On the subject of prison, our conversation eventually turns to Chris Brown, who is now in anger management. Tyson has some advice for the troubled singer.

“I just know the system,” says Tyson. “If he keeps getting assault charges, he won’t have the privilege of going to plush jails. If you’re a violent offender, you start going to places with violent prisoners. If he starts going there, he’s not going to like that. I used to have a lot of beautiful models and actress girlfriends, but at the end of the day, they don’t want to see you anymore, so he needs to watch out for that. You become a sad fucking case.”

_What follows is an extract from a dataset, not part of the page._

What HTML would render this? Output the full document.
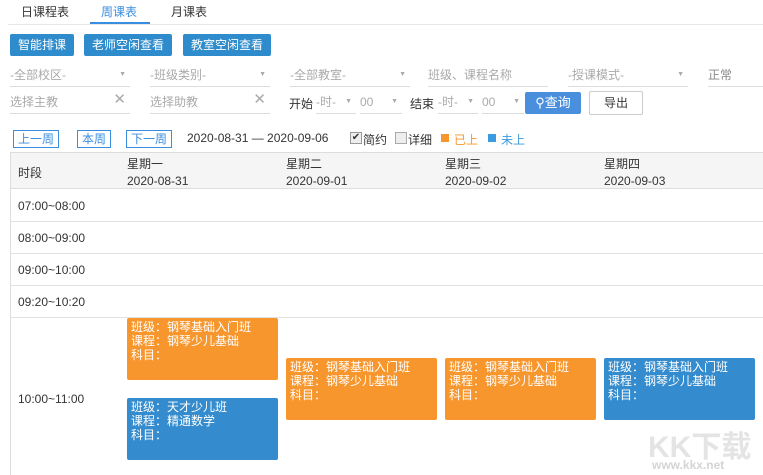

Things, however, seem to be looking up for Iron Mike. The momentum began with his well-received cameos in The Hangover and its sequel, The Hangover Part II, and has continued to the present, with the release of his autobiography and his HBO special. He next takes his one-man show to Dubai, followed by some dates in Europe. He’s doing voiceover work for a cartoon show that will air on Adult Swim sometime next year called Mike Tyson Mysteries, a detective series with a talking pigeon as his sidekick, and he’ll also star in a film directed by Werner Herzog, as well as another movie, Algerie pour toujours, which will film next year in Algeria.

“My past doesn’t control my life and the way I live today,” he says, cracking a toothy smile. “I just don’t know why people continue to take to me and make me relevant in life. I don’t feel as relevant as people make me.”